Logo














Section
location: publications / books / Justice Behind the Walls / Sector 4 / Chapter 4 The Task Force on Administrative Segregation 1996-7 / Springhill -- Twisting and Torquing the Spirit and the Law

Springhill -- Twisting and Torquing the Spirit and the Law

At Springhill the Task Force met with both the Inmate Committee and the Native Brotherhood. The primary complaint of the Inmate Committee was the way in which the CSC Drug Strategy was being implemented at Springhill. The Task Force was told that where a prisoner gave a "hot" urine sample he would immediately have his open visits or private family visits suspended and be placed on screened visits. This was a general policy and occurred without any personal hearing before the Visit Review Board. I advised the Committee that this was not authorised by law in so far as the suspension of visiting rights has to be related to a security or safety concern which has a rational connection to the visiting rights. Only if the institution can reasonably believe that the prisoner’s drug use relates to his getting access to drugs through his visitor can a suspension of his visiting rights be justified. (The relationship between the drug strategy and visiting rights is the subject of a more detailed examination in Sector 5, Chapter 3). The zero tolerance practises at Springhill also had an impact on segregation policies. Prisoners charged with being under the influence of an intoxicant, as the result of a hot test, were often segregated. Since loss of a single cell was the normal result of being placed in segregation, this meant that a prisoner charged with an offence and segregated, even if found not guilty at the court hearing, would still be prejudiced as a result of his initial segregation, because when released back to the population he would be required to double-bunk.

After meeting with the Inmate Committee the Task Force met with the Native Brotherhood.
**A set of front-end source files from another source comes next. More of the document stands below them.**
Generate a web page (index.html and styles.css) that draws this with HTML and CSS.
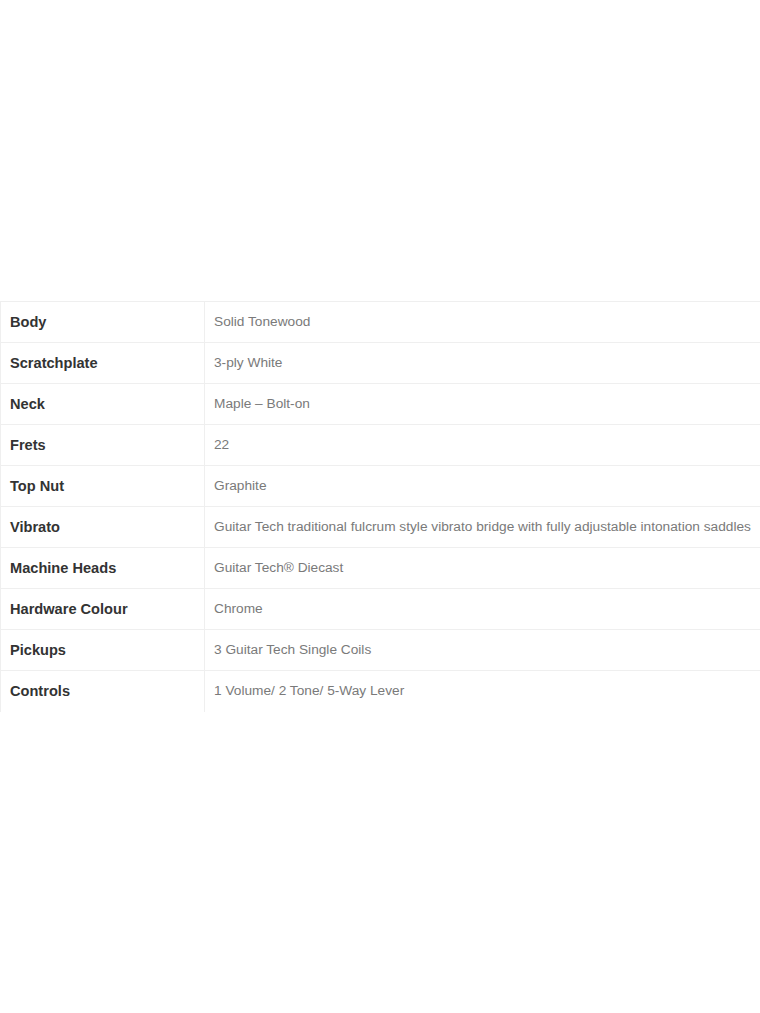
FILE: index.html
```html
<!DOCTYPE html>
<html>
<head>
<meta charset="utf-8">
<link rel="stylesheet" href="styles.css">
</head>
<body>
<div class="page">
<table class="specs">
<tr><th>Body</th><td>Solid Tonewood</td></tr>
<tr><th>Scratchplate</th><td>3-ply White</td></tr>
<tr><th>Neck</th><td>Maple – Bolt-on</td></tr>
<tr><th>Frets</th><td>22</td></tr>
<tr><th>Top Nut</th><td>Graphite</td></tr>
<tr><th>Vibrato</th><td>Guitar Tech traditional fulcrum style vibrato bridge with fully adjustable intonation saddles</td></tr>
<tr><th>Machine Heads</th><td>Guitar Tech® Diecast</td></tr>
<tr><th>Hardware Colour</th><td>Chrome</td></tr>
<tr><th>Pickups</th><td>3 Guitar Tech Single Coils</td></tr>
<tr><th>Controls</th><td>1 Volume/ 2 Tone/ 5-Way Lever</td></tr>
</table>
</div>
</body>
</html>
```
FILE: styles.css
```css
html, body {
  margin: 0;
  padding: 0;
  background: #fff;
}
.page {
  padding-top: 301px;
  width: 780px;
  font-family: "Liberation Sans", Arial, sans-serif;
}
.specs {
  border-collapse: collapse;
  width: 780px;
  font-size: 13.7px;
}
.specs tr {
  height: 41px;
}
.specs th, .specs td {
  border: 1px solid #efefef;
  padding: 0 9px 1px;
  text-align: left;
  vertical-align: middle;
  white-space: nowrap;
}
.specs tr:last-child th, .specs tr:last-child td {
  border-bottom: none;
}
.specs th {
  width: 185px;
  font-weight: bold;
  color: #333;
  font-size: 14.6px;
}
.specs td {
  color: #7a7a7a;
}
```
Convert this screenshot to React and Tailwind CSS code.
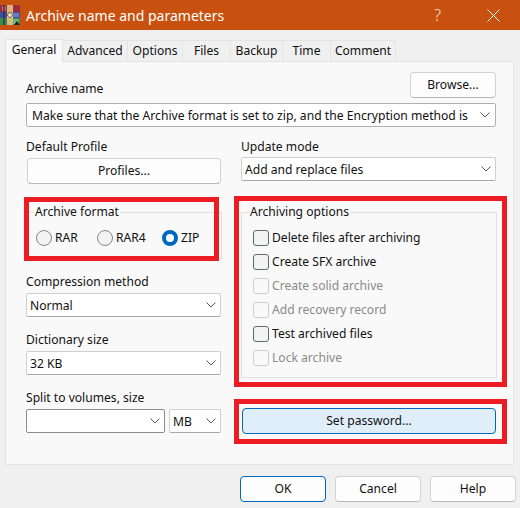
const Chevron = () => (
  <svg width="10" height="6" viewBox="0 0 10 6" fill="none" stroke="#555" strokeWidth="1" className="shrink-0">
    <polyline points="0.5,0.5 5,5 9.5,0.5" />
  </svg>
);

const Select = ({ value, className = 'border-[#d0d0d0] border-b-[#a8a8a8]' , width = '' }) => (
  <div className={`flex h-[24px] items-center justify-between rounded-[2px] border bg-white pl-[3px] pr-[4px] ${className} ${width}`}>
    <span className="whitespace-nowrap pt-[2px]">{value}</span>
    <Chevron />
  </div>
);

const Button = ({ children, className = '', border = 'border-[#d2d2d2] border-b-[#b8b8b8]' }) => (
  <div className={`flex items-center justify-center rounded-[4px] border bg-[#fdfdfd] pt-[1px] ${border} ${className}`}>
    {children}
  </div>
);

const Label = ({ children }) => <div className="flex h-[20px] items-center">{children}</div>;

const Radio = ({ label, checked, className = '' }) => (
  <div className={`flex items-center gap-[3px] ${className}`}>
    {checked ? (
      <div className="h-[16px] w-[16px] rounded-full border-[4px] border-[#0067c0] bg-white" />
    ) : (
      <div className="h-[16px] w-[16px] rounded-full border border-[#858585] bg-[#f3f3f3]" />
    )}
    <span>{label}</span>
  </div>
);

const Check = ({ label, disabled }) => (
  <div className={`flex h-[24px] items-center gap-[3px] ${disabled ? 'text-[#8a8a8a]' : ''}`}>
    <div className={`h-[16px] w-[16px] rounded-[3px] border ${disabled ? 'border-[#cccccc] bg-[#f9f9f9]' : 'border-[#5f6b6b] bg-[#f3f3f3]'}`} />
    <span>{label}</span>
  </div>
);

const tabs = [
  ['General', 'w-[58px]'],
  ['Advanced', 'w-[65px]'],
  ['Options', 'w-[55px]'],
  ['Files', 'w-[48px]'],
  ['Backup', 'w-[52px]'],
  ['Time', 'w-[48px]'],
  ['Comment', 'w-[65px]'],
];

const WinrarIcon = () => (
  <svg width="21" height="20" viewBox="0 0 21 20" className="shrink-0">
    <rect x="0" y="0" width="20" height="7" fill="#9c2b3c" />
    <rect x="2" y="1" width="4" height="5" fill="#c9656c" />
    <rect x="0" y="7" width="20" height="6" fill="#3b4f9e" />
    <rect x="13" y="8" width="6" height="4" fill="#6b7cc4" />
    <rect x="0" y="13" width="20" height="7" fill="#3c8a4e" />
    <rect x="13" y="14" width="6" height="5" fill="#6fb27c" />
    <rect x="3" y="0" width="2" height="20" fill="#2b2b3a" opacity="0.6" />
    <rect x="7" y="0" width="6" height="20" fill="#d9b779" />
    <rect x="7" y="8" width="6" height="5" fill="#f1e4c8" />
    <circle cx="10" cy="10" r="2.5" fill="none" stroke="#7a5a2a" />
    <path d="M14 20 L17 16 L20 20 Z" fill="#222" />
  </svg>
);

export default function App() {
  return (
    <div className="relative flex h-[508px] w-[520px] flex-col overflow-hidden bg-[#f0f0f0] font-['Noto_Sans',sans-serif] text-[12.1px] text-[#111]">
      <div className="flex h-[30px] shrink-0 items-center bg-[#c9510f] text-white">
        <WinrarIcon />
        <span className="ml-[5px] text-[14px]">Archive name and parameters</span>
        <span className="ml-auto mr-[46px] text-[16px] font-light text-[#f7e3d6]">?</span>
        <svg width="13" height="13" viewBox="0 0 13 13" stroke="#fff" strokeWidth="1" className="mr-[20px]">
          <path d="M0.5 0.5 L12.5 12.5 M12.5 0.5 L0.5 12.5" />
        </svg>
      </div>

      <div className="flex h-[31px] shrink-0 items-end pl-[5px]">
        {tabs.map(([name, width], i) => (
          <div
            key={name}
            className={
              i === 0
                ? `z-10 -mb-px flex h-[23px] items-start justify-center border border-b-0 border-[#e4e4e4] bg-[#f9f9f9] pt-[1px] ${width}`
                : `flex h-[21px] items-center justify-center border border-b-0 border-l-0 border-[#e4e4e4] bg-[#f0f0f0] pt-[1px] ${width}`
            }
          >
            {name}
          </div>
        ))}
      </div>

      <div className="ml-[5px] h-[404px] w-[509px] shrink-0 border border-[#e4e4e4] bg-[#f9f9f9] pl-[20px] pr-[17px] pt-[10px]">
        <div className="flex h-[26px] items-end justify-between">
          <div className="flex h-[20px] items-center pt-[3px]">Archive name</div>
          <Button className="h-[26px] w-[86px]">Browse...</Button>
        </div>
        <div className="mt-[5px] flex h-[24px] items-center justify-between rounded-[2px] border border-[#b0b0b0] bg-white pl-[5px] pr-[5px]">
          <span className="whitespace-nowrap pt-[2px] text-[12.15px]">Make sure that the Archive format is set to zip, and the Encryption method is</span>
          <Chevron />
        </div>

        <div className="mt-[10px] flex gap-[20px]">
          <div className="w-[195px] shrink-0">
            <Label>Default Profile</Label>
            <Button className="ml-[1px] mt-[1px] h-[26px] w-[194px]">Profiles...</Button>
            <fieldset className="mt-[20px] h-[55px] w-[196px] border border-[#e0e0e0] pl-[7px]">
              <legend className="px-[1px] leading-[16px]">Archive format</legend>
              <div className="mt-[9px] flex">
                <Radio label="RAR" className="ml-[2px] w-[61px]" />
                <Radio label="RAR4" className="w-[65px]" />
                <Radio label="ZIP" checked />
              </div>
            </fieldset>
            <div className="mt-[13px]">
              <Label>Compression method</Label>
              <div className="mt-[1px]"><Select value="Normal" /></div>
            </div>
            <div className="mt-[13px]">
              <Label>Dictionary size</Label>
              <div className="mt-[1px]"><Select value="32 KB" /></div>
            </div>
            <div className="mt-[13px]">
              <Label>Split to volumes, size</Label>
              <div className="mt-[1px] flex gap-[4px]">
                <Select value="" className="border-[#8c8c8c]" width="w-[139px]" />
                <Select value="MB" width="w-[52px]" />
              </div>
            </div>
          </div>

          <div className="w-[255px] shrink-0">
            <Label>Update mode</Label>
            <Select value="Add and replace files" />
            <fieldset className="mt-[23px] h-[174px] w-[256px] border border-[#e0e0e0] pl-[11px]">
              <legend className="-ml-[4px] px-[1px] leading-[16px]">Archiving options</legend>
              <div className="mt-[6px]">
                <Check label="Delete files after archiving" />
                <Check label="Create SFX archive" />
                <Check label="Create solid archive" disabled />
                <Check label="Add recovery record" disabled />
                <Check label="Test archived files" />
                <Check label="Lock archive" disabled />
              </div>
            </fieldset>
            <div className="ml-[1px] mt-[30px] flex h-[26px] w-[254px] items-center justify-center rounded-[4px] border border-[#0067c0] bg-[#e0eef9] pt-[1px]">
              Set password...
            </div>
          </div>
        </div>
      </div>

      <div className="mt-[11px] flex gap-[9px] pl-[240px]">
        <Button className="h-[26px] w-[86px]" border="border-[#0067c0]">OK</Button>
        <Button className="h-[26px] w-[86px]">Cancel</Button>
        <Button className="h-[26px] w-[86px]">Help</Button>
      </div>

      <div className="absolute left-[24px] top-[197px] h-[64px] w-[195px] border-[5px] border-[#ed1c24]" />
      <div className="absolute left-[234px] top-[196px] h-[191px] w-[273px] border-[5px] border-[#ed1c24]" />
      <div className="absolute left-[234px] top-[399px] h-[45px] w-[273px] border-[5px] border-[#ed1c24]" />
    </div>
  );
}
The clear message the Brotherhood gave was that at Springhill Institution Aboriginal prisoners were treated as second or third class citizens and that there was no respect for Aboriginal spirituality or Aboriginal Elders. One Brotherhood member reported that he has been in segregation three times in the last year, the longest period being eight months. He was not allowed to have his medicine bundle nor have access to sweetgrass and did not see the Elder in all that time. Not having access to an Elder had been particularly difficult for him.

We look on the Elder differently from the way a non-Aboriginal prisoner looks on the chaplain. For us the Elder is not just a priest, he is more like our brother. For a native person not to have access to and guidance from the Elder, particularly when you are in segregation, is a greater deprivation because the Elder is of such significance in our lives.

Earlier in the day Dan Kane, when giving his initial briefing to the warden and staff, he had made the point that the accusation directed against the CSC by Madam Justice Arbour that the CSC did not respect the law was one that "twists and torques the spirit." The Inmate Committee and the Native Brotherhood left the Task Force in little doubt that the way in which the CSC had implemented the Drug Strategy at Springhill and interpreted the provisions of the CCRA regarding Aboriginal spirituality, in their view, "twisted and torqued both the spirit and the letter of the law."